My boyfriend of five years is sometimes sweet but his anger management problems drive me crazy.
How can I change him or should I just break up?
- Frustrated
Years of accepting “sometimes sweet” laced with outbursts is a training period for a lifetime of misery. Anyone in a relationship that causes a feeling of “crazy-making” needs to protect themselves and their partner by becoming pro-active.
He has to want to change, which can only come from recognizing the consequences of his anger.

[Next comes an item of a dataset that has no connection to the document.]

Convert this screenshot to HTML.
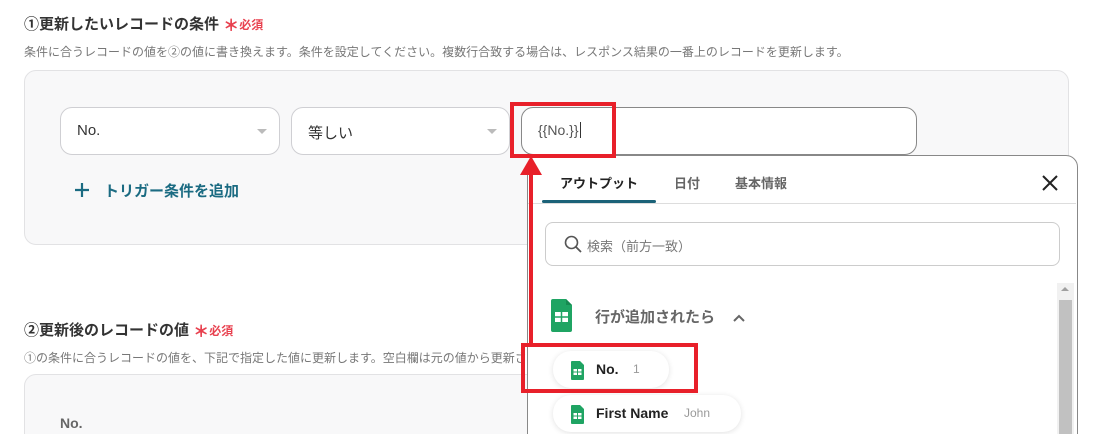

Leave him, explaining that you won’t live with this problem unless he works hard to handle it. You need at least six-months complete break during which he seeks therapy and/or takes an anger-management course, and learns strategies to deal with frustration, anxiety, insecurity, rage, etc.
Do NOT re-connect unless he shows proof of getting help, and until you spend several months “on trial” as a couple.
My husband of 30 years and I are late-50s; he’s a manager in a company which hired very attractive women in their 20s whom he’s mentored. They admire him.
He’s long had regular pub nights with male colleagues. Recently, he’s been open that the young women joined, they all get inebriated, and go on to places where there’s dancing.
When I’ve commented, he looked angry and said, “nothing happens.” He doesn’t see anything wrong or inappropriate.
I’ve always trusted him and never before had doubts.
I don’t know whether to tell him I’m angry and uncomfortable with this situation, or go out late with friends more, to show him how it feels - knowing he wouldn’t like it.
- Upset and Hurt
You can probably still trust your guy, without trusting the mix of booze plus admiring young co-workers.
Drop the anger, and speak to your husband gently about feeling uncomfortable for him as well as yourself.
It’s unseemly for a manager to be regularly inebriated around employees, even if “nothing happens.” Say it’d make any loving spouse uneasy about the late nights, the excess drinking, and whatever is on other peoples’ minds if not on his.
Even if he’s responsible, his male colleagues may be less so; as a boss, he should be modelling more appropriate behaviour by going home before the drinks take over, and definitely before the dancing (which encourages losing inhibitions).
Suggest that you two go dancing sometimes.
As for your staying out late without him, retaliation divides more than helps.
I recently discovered that my fiancé (living together several months) has been viewing graphic, adult, soft-core porn regularly.
I’ve lost much respect for him because I believe men needing porn are pathetic. My trust has also dropped because I feel it’s a form of cheating.
We have an active sex life, which I’d thought was satisfying us both.
Should I ignore it as a relatively minor flaw in an otherwise great guy?
Or should I request that he stop, and possibly risk our future if he refuses?
- Torn
Your relationship is already at risk if you’ve lost respect, trust and confidence in your sex life, so you MUST deal with this.
There’s a wide variance in your reaction - between “pathetic (and) cheater” vs. “minor flaw.” Decide what you really feel about porn, and about what you can live with; then tell him that you personally disdain it, and wish he wouldn’t view it.
If you two can discuss an acceptable compromise, go for it.
If he refuses outright, the next move is yours.
I’m 20, dating a man, 28, with two kids.
Over six months, he’s introduced me to family including his mom, and wants me to meet his kids. But he refuses to meet my mom, saying that she won’t like him and might want our relationship to end.
Not true - she’ll respect my decision to be with him.
Sometimes he makes me feel like we have a future and sometimes I feel like I’m wasting my time.
Should I meet his kids?
- Uncertain
Stay anonymous until you are more sure of the relationship – children don’t need the instability of Daddy having short-term girlfriends.
His view of your mom’s reaction is a red flag: maybe he knows he’s in a situation, which she’ll see through and disapprove (not separated, or not honest with you, or other complications). Or, he does NOT see this as long-term.
Cool things, until you know a lot more.
Tip of the day:
Repeated anger signals a need for help, or creating distance.